M. Philippe Folliot, rapporteur, s'est associé aux propos de Mme Martinez et a jugé que derrière le concept d'aménagement du territoire se dissimulaient des logiques différentes. Il semble que l'aménagement du territoire consiste à relier des pôles urbains, alors qu'il devrait s'agir de développer les territoires en tenant compte de leur diversité.

M. Nicolas Jacquet a admis que la politique d'aménagement du territoire était de plus en plus axée sur la compétitivité des pôles urbains. A défaut, la France risquerait de subir un vaste mouvement de délocalisation de ses entreprises. Mais la politique d'aménagement du territoire doit aussi s'intéresser aux espaces ruraux fragiles. Tel a été le sens du CIAT du mois de décembre dernier, qui a préconisé un développement plus rapide du programme européen Leader.

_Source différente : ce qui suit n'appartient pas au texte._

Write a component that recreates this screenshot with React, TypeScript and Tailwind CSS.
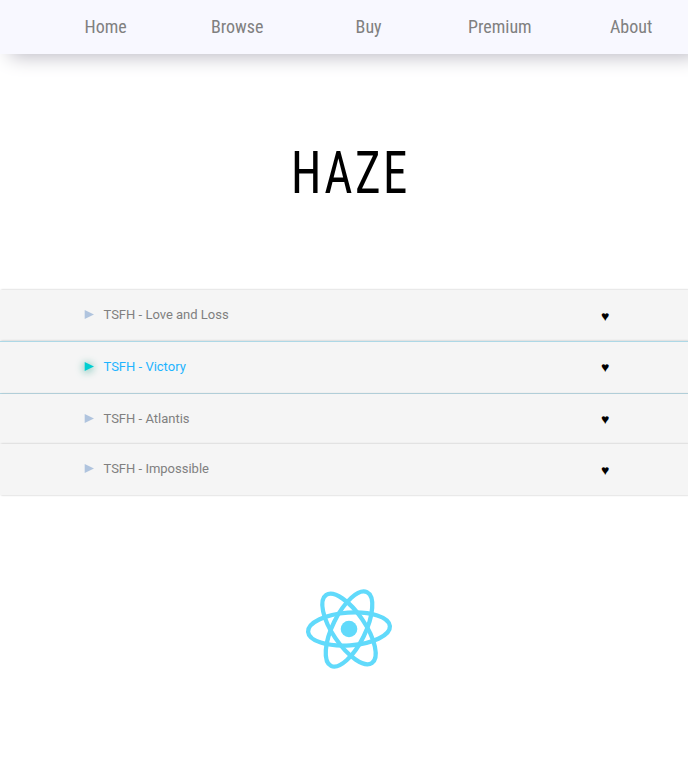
const nav = [
  { label: 'Home', w: 'w-[42px]', ml: 'ml-[84.5px]' },
  { label: 'Browse', w: 'w-[53px]', ml: 'ml-[84.4px]' },
  { label: 'Buy', w: 'w-[27px]', ml: 'ml-[91.7px]' },
  { label: 'Premium', w: 'w-[64px]', ml: 'ml-[85.4px]' },
  { label: 'About', w: 'w-[42px]', ml: 'ml-[78px]' },
];

const tracks = [
  { title: 'TSFH - Love and Loss', row: 'h-[51px] pb-[1px] shadow-[1px_0_2px_#bbb]', arrow: '-mt-px', heart: 'top-[1px]', active: false },
  { title: 'TSFH - Victory', row: 'h-[53px] border-y border-[#add8e6] pb-[1px] shadow-[1px_0_2px_#bbb]', arrow: '-mt-px', heart: 'top-0', active: true },
  { title: 'TSFH - Atlantis', row: 'h-[50px] pb-[1px] shadow-[1px_0_2px_#bbb]', arrow: '', heart: 'top-0', active: false },
  { title: 'TSFH - Impossible', row: 'h-[51px] pb-[1px] shadow-[1px_0_2px_#bbb]', arrow: '-mt-px', heart: 'top-[1px]', active: false },
];

const orbits = [-4, 56, -64];

export default function App() {
  return (
    <div className="flex h-[768px] w-[688px] flex-col overflow-hidden bg-white font-[Roboto,sans-serif]">
      <nav className="flex h-[54px] shrink-0 items-center bg-[#f8f8ff] pb-[2px] text-[18px] text-[#808080] shadow-[10px_2px_20px_#b8b6c0]">
        {nav.map((n) => (
          <a key={n.label} className={`${n.w} ${n.ml} shrink-0 whitespace-nowrap font-[Roboto_Condensed,Roboto,sans-serif]`}>{n.label}</a>
        ))}
      </nav>
      <header className="h-[236px] shrink-0 pt-[89px] pl-[291px]">
        <h1 className="h-[60px] w-[150px] origin-left scale-x-[.83] font-[Roboto_Condensed,Roboto,sans-serif] text-[59px] leading-[60px] font-[370] tracking-[3px] text-black">HAZE</h1>
      </header>
      <main className="shrink-0">
        {tracks.map((t) => (
          <div key={t.title} className={`${t.row} relative flex items-center bg-[#f5f5f5] text-[13px] leading-[20px]`}>
            <svg
              viewBox="0 0 10 9"
              className={`ml-[84px] h-[9px] w-[10px] shrink-0 overflow-visible ${t.arrow} ${t.active ? 'fill-[#00ced1] drop-shadow-[0_1px_4px_#20a08a]' : 'fill-[#b0c4de]'}`}
            >
              <path d="M.7 0 10 4.5 .7 9Z" />
            </svg>
            <span className={`ml-[9.5px] w-[497.5px] ${t.active ? 'text-[#1eb4ff]' : 'text-[#808080]'}`}>{t.title}</span>
            <span className={`relative font-[Liberation_Sans,sans-serif] text-[14px] text-black ${t.heart}`}>♥</span>
          </div>
        ))}
      </main>
      <footer className="flex justify-center pt-[84px] pl-[10px]">
        <svg viewBox="-50 -50 100 100" className="h-[100px] w-[100px] fill-none stroke-[#61dafb] stroke-[4.3]">
          {orbits.map((r) => (
            <path
              key={r}
              transform={`rotate(${r})`}
              d="M-41 0C-41-9-23-16.4 0-16.4S41-9 41 0 23 16.4 0 16.4-41 9-41 0Z"
            />
          ))}
          <circle r="8.3" className="fill-[#61dafb] stroke-none" />
        </svg>
      </footer>
    </div>
  );
}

Mme Henriette Martinez s'est opposée à cette vision optimiste. Le programme Leader consiste essentiellement en des crédits de fonctionnement et d'étude. Or, les habitants des Hautes-Alpes en ont assez d'être étudiés... Ils ont avant tout besoin d'investissements qui permettent leur désenclavement.

M. Emile Blessig, président, a remercié M. Jacquet d'être venu devant la Délégation de l'Assemblée et a jugé que son audition préparait utilement le déplacement de la Délégation à Bruxelles le 27 février prochain. Sans doute faudrait-il également que les députés français se rapprochent de leurs homologues européens pour savoir si l'aménagement du territoire est un thème partagé par nos partenaires.